Counting only lines that hold "styles", give the total and nothing more.

→ SUPPLIED MATERIAL:
..........
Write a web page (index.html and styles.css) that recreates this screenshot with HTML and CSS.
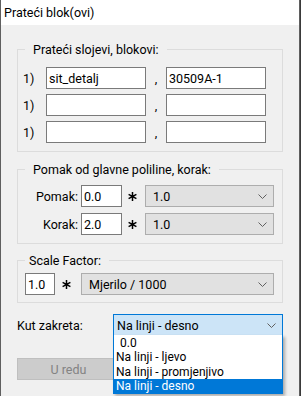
FILE: index.html
```html
<!DOCTYPE html>
<html lang="hr">
<head>
    <meta charset="UTF-8">
    <title>Prateći blok(ovi)</title>
    <link rel="stylesheet" href="styles.css">
</head>
<body>
    <div class="window">
        <div class="titlebar">Prateći blok(ovi)</div>

        <div class="content">
            <fieldset class="group group-layers">
                <legend class="wide">Prateći slojevi, blokovi:</legend>
                <div class="layer-row">
                    <span class="num">1)</span>
                    <input class="field field-layer" value="sit_detalj">
                    <span class="comma">,</span>
                    <input class="field field-layer" value="30509A-1">
                </div>
                <div class="layer-row">
                    <span class="num">1)</span>
                    <input class="field field-layer" value="">
                    <span class="comma">,</span>
                    <input class="field field-layer" value="">
                </div>
                <div class="layer-row">
                    <span class="num">1)</span>
                    <input class="field field-layer" value="">
                    <span class="comma">,</span>
                    <input class="field field-layer" value="">
                </div>
            </fieldset>

            <fieldset class="group group-offset">
                <legend class="wide">Pomak od glavne poliline, korak:</legend>
                <div class="offset-row">
                    <label class="offset-label">Pomak:</label>
                    <input class="field field-short" value="0.0">
                    <svg class="star" width="9" height="9" viewBox="0 0 9 9"><path d="M4.5 0V9M0.6 2.3L8.4 6.7M0.6 6.7L8.4 2.3"/></svg>
                    <div class="combo combo-offset">
                        <span class="combo-text">1.0</span>
                        <svg class="chevron" width="9" height="5" viewBox="0 0 9 5"><path d="M0.5 0.5L4.5 4.5L8.5 0.5"/></svg>
                    </div>
                </div>
                <div class="offset-row">
                    <label class="offset-label">Korak:</label>
                    <input class="field field-short" value="2.0">
                    <svg class="star" width="9" height="9" viewBox="0 0 9 9"><path d="M4.5 0V9M0.6 2.3L8.4 6.7M0.6 6.7L8.4 2.3"/></svg>
                    <div class="combo combo-offset">
                        <span class="combo-text">1.0</span>
                        <svg class="chevron" width="9" height="5" viewBox="0 0 9 5"><path d="M0.5 0.5L4.5 4.5L8.5 0.5"/></svg>
                    </div>
                </div>
            </fieldset>

            <fieldset class="group group-scale">
                <legend>Scale Factor:</legend>
                <div class="scale-row">
                    <input class="field field-scale" value="1.0">
                    <svg class="star" width="9" height="9" viewBox="0 0 9 9"><path d="M4.5 0V9M0.6 2.3L8.4 6.7M0.6 6.7L8.4 2.3"/></svg>
                    <div class="combo combo-scale">
                        <span class="combo-text">Mjerilo / 1000</span>
                        <svg class="chevron" width="9" height="5" viewBox="0 0 9 5"><path d="M0.5 0.5L4.5 4.5L8.5 0.5"/></svg>
                    </div>
                </div>
            </fieldset>

            <div class="angle-row">
                <label class="angle-label">Kut zakreta:</label>
                <div class="combo combo-angle is-open">
                    <span class="combo-text">Na linji - desno</span>
                    <svg class="chevron" width="9" height="5" viewBox="0 0 9 5"><path d="M0.5 0.5L4.5 4.5L8.5 0.5"/></svg>
                    <ul class="combo-list">
                        <li class="indent">0.0</li>
                        <li>Na linji - ljevo</li>
                        <li>Na linji - promjenjivo</li>
                        <li class="selected">Na linji - desno</li>
                    </ul>
                </div>
            </div>

            <div class="buttons">
                <button class="btn" disabled>U redu</button>
            </div>
        </div>
    </div>
</body>
</html>
```

FILE: styles.css
```css
/* Windows style dialog */
html, body {
    margin: 0;
    padding: 0;
}

body {
    font-family: Roboto, "Noto Sans", sans-serif;
    font-size: 12.5px;
    color: #000;
    background-color: #3a3a3a;
    width: 301px;
    height: 396px;
    overflow: hidden;
}

.window {
    width: 298px;
    height: 396px;
    background-color: #f0f0f0;
    border-left: 1px solid #5f5f5f;
    border-right: 1px solid #5f5f5f;
}

.titlebar {
    height: 25px;
    line-height: 25px;
    padding-left: 3px;
    background-color: #fff;
}

.content {
    padding: 0 16px;
}

/* group boxes */
.group {
    margin: 0;
    padding: 0;
    border: 1px solid #dcdcdc;
    min-width: 0;
}

.group legend {
    margin-left: 7px;
    padding: 0 8px 0 4px;
    line-height: 15px;
}

.group legend.wide {
    padding-left: 8px;
}

.group-layers {
    margin-top: 17px;
    padding-top: 10px;
    padding-bottom: 8px;
}

.group-offset {
    margin-top: 10px;
    padding-top: 8px;
    padding-bottom: 8px;
}

.group-scale {
    margin-top: 9px;
    padding-top: 5px;
    padding-bottom: 7px;
}

/* inputs */
.field {
    box-sizing: border-box;
    height: 22px;
    margin: 0;
    padding: 0 2px;
    border: 1px solid #7a7a7a;
    background-color: #fff;
    font-family: inherit;
    font-size: inherit;
    color: #000;
    outline: none;
}

.layer-row {
    display: flex;
    align-items: center;
}

.layer-row + .layer-row {
    margin-top: 5px;
}

.num {
    width: 23px;
    padding-left: 5px;
}

.field-layer {
    width: 100px;
}

.comma {
    width: 20px;
    text-align: center;
}

.offset-row {
    display: flex;
    align-items: center;
}

.offset-row + .offset-row {
    margin-top: 6px;
}

.offset-label {
    width: 60px;
    margin-right: 3px;
    text-align: right;
}

.field-short {
    width: 41px;
}

.star {
    flex: none;
    margin-left: 6px;
    margin-right: 8px;
}

.star path {
    stroke: #000;
    stroke-width: 1.5;
    fill: none;
}

.scale-row {
    display: flex;
    align-items: center;
    padding-left: 7px;
}

.field-scale {
    width: 30px;
}

.scale-row .star {
    margin-left: 7px;
    margin-right: 10px;
}

/* combo boxes */
.combo {
    box-sizing: border-box;
    height: 22px;
    display: flex;
    align-items: center;
    justify-content: space-between;
    padding: 0 6px 0 7px;
    border: 1px solid #adadad;
    background-color: #e1e1e1;
    position: relative;
}

.chevron path {
    stroke: #606060;
    stroke-width: 1;
    fill: none;
}

.combo-offset {
    width: 129px;
}

.combo-scale {
    width: 193px;
}

.angle-row {
    display: flex;
    align-items: center;
    justify-content: space-between;
    margin-top: 11px;
}

.combo-angle {
    width: 170px;
    padding-left: 3px;
}

.combo-angle.is-open {
    border-color: #0078d7;
    background-color: #cce4f7;
}

.combo-list {
    position: absolute;
    top: 100%;
    left: -1px;
    width: 170px;
    box-sizing: border-box;
    margin: 0;
    padding: 1px 0 0;
    list-style: none;
    font-size: 12px;
    background-color: #fff;
    border: 1px solid #0078d7;
    border-top: none;
    box-shadow: 2px 2px 3px rgba(0, 0, 0, 0.3);
    z-index: 2;
}

.combo-list li {
    height: 14.33px;
    line-height: 14.33px;
    padding-left: 2px;
}

.combo-list li.indent {
    padding-left: 6px;
}

.combo-list li.selected {
    background-color: #0078d7;
    color: #fff;
}

/* buttons */
.buttons {
    margin-top: 22px;
}

.btn {
    width: 103px;
    height: 22px;
    margin: 0;
    padding: 0;
    border: 1px solid #bfbfbf;
    background-color: #cccccc;
    color: #838383;
    font-family: inherit;
    font-size: inherit;
}
```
..........
→ SOLUTION TO THE PROBLEM: 3